We changed a lot. You have to change in good periods as well. You cannot think, ‘That works well, I hope nobody else realizes it’. Other teams adapt, other teams realize… We do analysis and they do analysis. We always changed little things. Most of the times, when we have changed, we have seen direct improvements after that. That is really enjoyable, when you see that is a good idea and then it really works out. That’s the situation now. I’ve said we had an idea for the Brighton [Premier League] game weeks ago and that obviously didn’t work out. But we change during the year, we have changed systems this year more often than other seasons.

The main reason we changed it because we didn’t defend as well as we should. If it looks like the boys in this moment cannot do it, then you have to help them with a different formation and that’s what we’ve tried. We played 4-4-2 quite frequently and these kind of things. That’s part of the job as well. Again, that’s how it always is – you change something and always has to work out, otherwise you look a bit silly. It’s like, ‘What was the idea behind that?’. The idea can be good but sometimes how you bring it on the pitch it’s not as good. But that’s the deal, I have to make the change before we play, and we know afterwards if it worked out or not. That is why experience is really important. I know these things can happen, it doesn’t cost me confidence or whatever. It’s just normal.

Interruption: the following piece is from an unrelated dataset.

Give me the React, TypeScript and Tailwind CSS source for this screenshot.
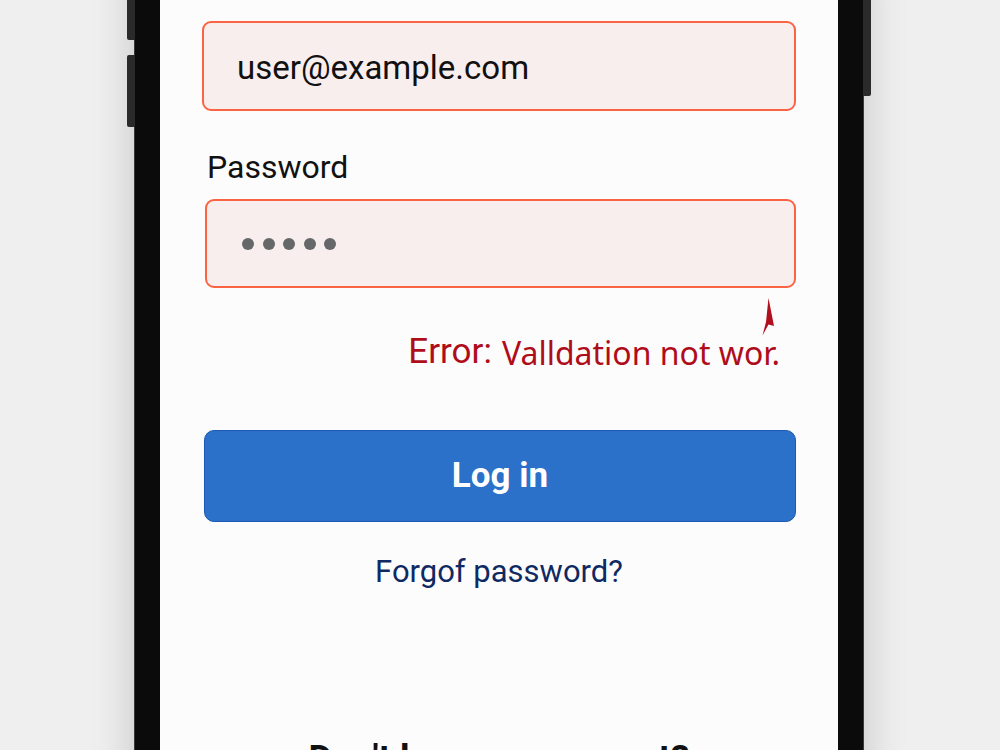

Fabinho in particular — the player arguably struggling most in terms of a dip in form — received some attention from the manager:

We don’t have arguments on the training ground or anything. If you think that, that is not the case at all. He knows he’s not flying and he has to work his way back. That’s how it is. It’s now really helpful we have Stefan [Bajcetic] because he’s doing really well. In this position, you need a guy who wins challenges, who protects everybody, but who plays football as well. It’s really important and for plenty of years, [Fabinho has been] the best in that position for a long time. At the moment, it’s not clicking and that’s true as well, you have to go through that. He’s not the happiest person on the planet but he understands the decision.